A lot of the focus now is on how we tackle some of the more severe cancer types, like solid tumors that have difficult biology to overcome. Compared to blood cancers, solid tumors have a physical barrier. In a natural immune response, even if you generate T cells to a solid tumor, they often won’t penetrate into the tissue to begin killing the cancer cells.

One of the major challenges with cell therapies, in which live cells are transplanted into patients to help treat their cancers, is identifying novel targets on the surface of tumor cells that can be accessible for large patient populations. These targets come in multiple flavors, including neoantigens, which are peptides derived from mutations specific to tumors, as well as self-antigens, which are overexpressed in the tumor. Our goal is to identify novel targets of all types that can generate strong immune responses and are shared across patient populations.

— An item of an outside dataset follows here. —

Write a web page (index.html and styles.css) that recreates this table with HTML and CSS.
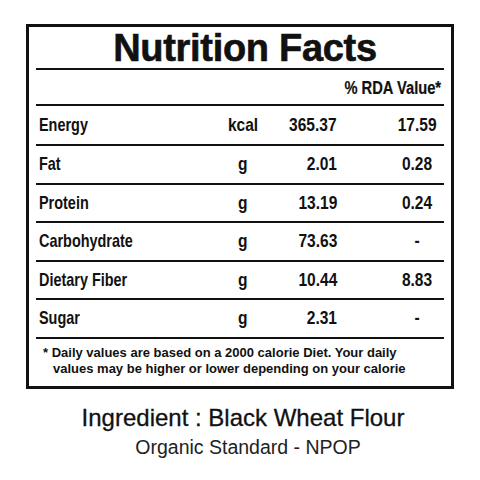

Another compounding difficulty is accessing reliable materials. Because immune responses are very specific, it’s important to use high-quality peptides so you can feel confident that the targets you identify for cell therapies can elicit an immune response. We work with GenScript to synthesize thousands of high-quality peptides, including neoantigens, for our assays.

How are you addressing these challenges?

Most companies and academics rely on technologies such as mass spectrometry, which are limited to a small set of targets. As a result, it's very challenging to capture the entire repertoire of targets on a cancer cell and it’s often unclear whether those targets can elicit an immune response, which is the end goal of therapy. In contrast, we take samples from patients that are responding to therapy, so we know they're having productive T cell responses. We developed a platform that displays more than 100 billion targets on yeast, so we can somewhat mimic a natural cell in the body. By using a high throughput platform, we can quickly and comprehensively identify all the potential targets that a T cell receptor recognizes. Then we can hone in on particular targets that would be relevant for developing therapies.

Why is it important to identify all potential targets of a T cell receptor?

While T cell receptors can recognize targets very sensitively and specifically, they can also recognize multiple targets. Several years ago, there was a famous clinical trial where people engineered a T cell receptor to be more potent. While doing this, they inadvertently introduced an off target cross reactivity where the receptor recognized another target derived from a heart protein in the patients. Both patients ended up dying of cardiac failure. Such off-target reactivities cannot be detected with conventional methods. With our platform, we can comprehensively predict both T cell receptor specificity and off target cross reactivity. Because neoantigens are only expressed in tumors, cross-reactivity is limited in those targets. This information enables us to engineer more potent and more specific T cell receptors, which is a huge advantage from a safety perspective. As with any high potency therapy in oncology, safety is the number one priority, but also knowing that information well ahead of going into the clinic can save patient lives as well as significant amounts of time and research dollars.

How does this platform help with therapy development?

We're in an era of personalized medicine where targets can be very specific to a single patient. A good case study of this is with neoantigens. When therapies are developed against neoantigens they become extremely personalized, but also significantly more expensive to generate. Whereas, our fundamental hypothesis is that we can find shared immune responses from several patient populations against the same target. This approach allows us to develop a cell therapy that can be beneficial for multiple patients.

What’s next?

Our goal is to deliver safe and effective therapies for patients. We've set up collaborations with academics and other partners to get these very precious samples from patients that respond to therapy. Being able to look at these samples and identify targets opens the door for developing T cell receptor therapies to treat not only these patients, who often have very debilitating diseases, but also other patient populations. Ultimately, I hope we can be in the clinic, helping patients who, at the moment, have very limited options for treatment.